Cas particuliers : radiation des bénéficiaires RSA et demandeurs d’emploi seniors
Les bénéficiaires du RSA soumis aux obligations de recherche d’emploi font l’objet d’un régime particulier en matière de radiation. La coordination entre les départements, compétents pour le versement du RSA, et France Travail, responsable de l’accompagnement vers l’emploi, génère parfois des situations complexes. Une radiation de France Travail peut entraîner une révision des droits au RSA, particulièrement lorsque les manquements portent sur les obligations d’insertion professionnelle.
Le dispositif de « suspension-remobilisation » permet néanmoins d’éviter les sanctions les plus lourdes en offrant aux bénéficiaires la possibilité de régulariser leur situation avant l’application définitive de la mesure. Cette approche progressive, privilégiant l’accompagnement à la sanction, reflète l’évolution des politiques publiques vers une logique d’activation plutôt que de contrôle punitif. Les statistiques montrent que 40% des bénéficiaires du RSA concernés par une procédure de radiation parviennent à éviter la sanction grâce à ce dispositif.
Les demandeurs d’emploi seniors (plus de 50 ans) bénéficient quant à eux de certains aménagements dans l’application des sanctions. La prise en compte des difficultés spécifiques liées à l’âge se traduit par une appréciation plus souple des critères d’évaluation de la recherche active d’emploi. Les zones géographiques de recherche peuvent être élargies, les critères de salaire accepté sont plus flexibles, et les formations de reconversion font l’objet d’un accompagnement renforcé.
Cependant, ces aménagements ne dispensent pas les demandeurs d’emploi seniors de leurs obligations fondamentales. Le respect de l’actualisation mensuelle, la réponse aux convocations et l’acceptation des offres raisonnables demeurent des impératifs incontournables. La jurisprudence administrative reconnaît néanmoins que l’âge constitue un facteur légitime d’adaptation des exigences, particulièrement dans l’appréciation du caractère raisonnable des offres d’emploi.
Les dispositifs spécifiques aux seniors, tels que le contrat de génération ou les aides à l’embauche des demandeurs d’emploi de longue durée, offrent des alternatives intéressantes à la recherche d’emploi traditionnelle. Ces mesures, qui visent à lutter contre la discrimination liée à l’âge, s’accompagnent d’obligations particulières tant pour les demandeurs d’emploi que pour les employeurs. L’efficacité de ces dispositifs dépend largement de la qualité de l’accompagnement proposé par France Travail et de l’engagement des partenaires locaux.

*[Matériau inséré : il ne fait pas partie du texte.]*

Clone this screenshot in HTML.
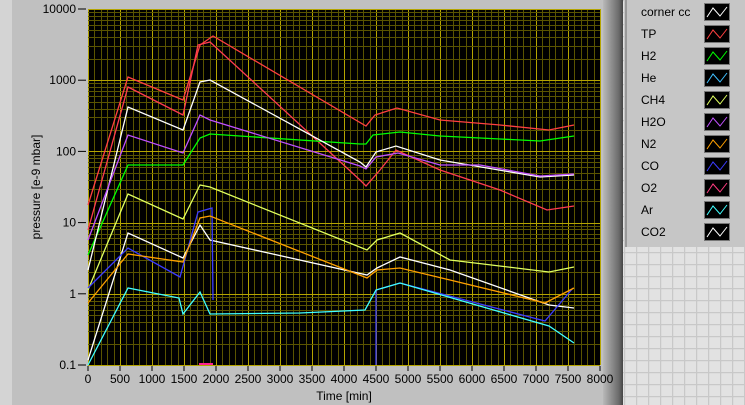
<!DOCTYPE html>
<html><head><meta charset="utf-8"><style>
html,body{margin:0;padding:0;width:745px;height:405px;overflow:hidden;background:#c0c0c0;font-family:"Liberation Sans",sans-serif;}
.lg{position:absolute;left:625px;top:0;width:120px;height:247px;background:#c6c6c6;border-left:2px solid #9a9a9a;box-sizing:border-box;}
.row{position:absolute;left:14px;font-size:12px;color:#000;}
.sw{position:absolute;left:77px;width:26px;height:18px;background:#000;border:1px solid #777;box-sizing:border-box;}
</style></head><body>
<svg width="745" height="405" style="position:absolute;left:0;top:0">
<defs>
<pattern id="g" x="624" y="0" width="12" height="12" patternUnits="userSpaceOnUse">
<rect width="12" height="12" fill="#e2e2e2"/><path d="M0 0.5H12M0.5 0V12" stroke="#c8c8c8" stroke-width="1.5"/>
</pattern>
<linearGradient id="sh" x1="0" x2="1"><stop offset="0" stop-color="#b8b8b8"/><stop offset="0.8" stop-color="#6a6a6a"/><stop offset="1" stop-color="#444"/></linearGradient>
</defs>
<rect x="0" y="0" width="12" height="405" fill="#d4d4d4"/>
<rect x="603" y="0" width="20" height="405" fill="url(#sh)"/>
<rect x="623" y="0" width="122" height="405" fill="url(#g)"/>
<rect x="88" y="9" width="512" height="356" fill="#000"/>
<g id="grid"></g>
<g fill="none" stroke-width="1.3">
<polyline stroke="#ff4040" points="88,205 128,77 183,100 200,45 213,36 366,126 375,115 397,108 440,120 500,125 549,130 574,125"/>
<polyline stroke="#ff3c50" points="88,230 128,87 183,115 198,45 210,42 360,180 366,186 380,170 396,150 440,170 500,190 547,210 574,206"/>
<polyline stroke="#00ff00" points="88,255 128,165 183,165 200,138 210,134 360,144 366,144 373,135 400,132 440,136 500,139 540,141 574,136"/>
<polyline stroke="#ffffff" points="88,270 128,107 183,130 200,82 210,80 360,162 366,167 376,152 396,146 440,160 540,177 574,175"/>
<polyline stroke="#c050ff" points="88,240 128,135 183,153 200,115 210,120 360,166 366,169 376,157 398,153 440,165 480,165 540,176 574,174"/>
<polyline stroke="#e0ff60" points="88,290 128,194 183,219 200,185 210,187 367,250 377,240 400,233 450,260 549,272 574,267"/>
<polyline stroke="#ffffff" points="88,360 128,233 183,258 200,225 210,240 367,275 377,268 400,257 450,270 549,305 574,308"/>
<polyline stroke="#3c3cff" points="88,288 128,248 180,277 198,212 212,208 213,300"/>
<polyline stroke="#3c3cff" points="376,365 376,290 400,283 545,321 573,288"/>
<polyline stroke="#ffa000" points="88,303 128,254 183,262 200,218 210,216 367,278 377,270 400,268 450,280 545,303 574,288"/>
<polyline stroke="#40ffff" points="88,365 128,288 179,298 183,314 200,292 210,314 300,313 365,310 376,290 400,283 549,326 574,343"/>
<polyline stroke="#ff2090" stroke-width="2" points="199,364 213,364"/>
</g>
<g font-size="12" fill="#000" text-anchor="end" id="yl"></g>
<g font-size="12" fill="#000" text-anchor="middle" id="xl"></g>
<text x="344" y="400" font-size="12" text-anchor="middle">Time [min]</text>
<text transform="translate(40,187) rotate(-90)" font-size="12" text-anchor="middle">pressure [e-9 mbar]</text>
</svg>
<div class="lg">
<div class="row" style="top:5px">corner cc</div><div class="sw" style="top:3px"><svg width="24" height="16"><polyline points="2,13 8,4 15,12 22,3" fill="none" stroke="#fff"/></svg></div>
</div>
<script>
var ns="http://www.w3.org/2000/svg",g=document.getElementById("grid");
function ln(x1,y1,x2,y2,c){var l=document.createElementNS(ns,"line");l.setAttribute("x1",x1);l.setAttribute("y1",y1);l.setAttribute("x2",x2);l.setAttribute("y2",y2);l.setAttribute("stroke",c);l.setAttribute("stroke-width","1");g.appendChild(l);}
for(var t=0;t<=8000;t+=100){var x=Math.round(88+t*0.064)+0.5;ln(x,9,x,365,t%500==0?"#b4a400":"#5a5400");}
for(var d=0;d<5;d++){for(var k=1;k<10;k++){var y=Math.round(365-71.2*(d+Math.log10(k)))+0.5;ln(88,y,600,y,k==1?"#b4a400":"#5a5400");}}
ln(88,9.5,600,9.5,"#b4a400");
var yl=document.getElementById("yl"),labs=["0.1","1","10","100","1000","10000"];
for(var i=0;i<6;i++){var y=365-71.2*i;var t=document.createElementNS(ns,"text");t.setAttribute("x",76);t.setAttribute("y",y+4);t.textContent=labs[i];yl.appendChild(t);var l=document.createElementNS(ns,"line");l.setAttribute("x1",78);l.setAttribute("x2",86);l.setAttribute("y1",y);l.setAttribute("y2",y);l.setAttribute("stroke","#000");yl.appendChild(l);}
var xl=document.getElementById("xl");
for(var v=0;v<=8000;v+=500){var x=88+v*0.064;var t=document.createElementNS(ns,"text");t.setAttribute("x",x);t.setAttribute("y",383);t.textContent=v;xl.appendChild(t);var l=document.createElementNS(ns,"line");l.setAttribute("x1",x);l.setAttribute("x2",x);l.setAttribute("y1",366);l.setAttribute("y2",371);l.setAttribute("stroke","#000");xl.appendChild(l);}
var names=["TP","H2","He","CH4","H2O","N2","CO","O2","Ar","CO2"],cols=["#ff4040","#00ff00","#40c0ff","#e0ff60","#c050ff","#ffa000","#3c3cff","#ff3c80","#40ffff","#ffffff"];
var lg=document.querySelector(".lg");
for(var i=0;i<10;i++){var yy=3+22*(i+1);var r=document.createElement("div");r.className="row";r.style.top=(yy+2)+"px";r.textContent=names[i];lg.appendChild(r);var s=document.createElement("div");s.className="sw";s.style.top=yy+"px";s.innerHTML='<svg width="24" height="16"><polyline points="2,13 8,4 15,12 22,3" fill="none" stroke="'+cols[i]+'"/></svg>';lg.appendChild(s);}
</script>
</body></html>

La gestion des fins de droits pour les demandeurs d’emploi seniors constitue un enjeu particulièrement sensible. Le basculement vers le régime de solidarité (ASS) puis vers le RSA peut créer des ruptures dans l’accompagnement qui fragilisent les parcours de retour à l’emploi. La coordination entre les différents dispositifs d’aide sociale nécessite une vigilance particulière pour éviter les zones de non-droit et maintenir la continuité de l’accompagnement vers l’emploi.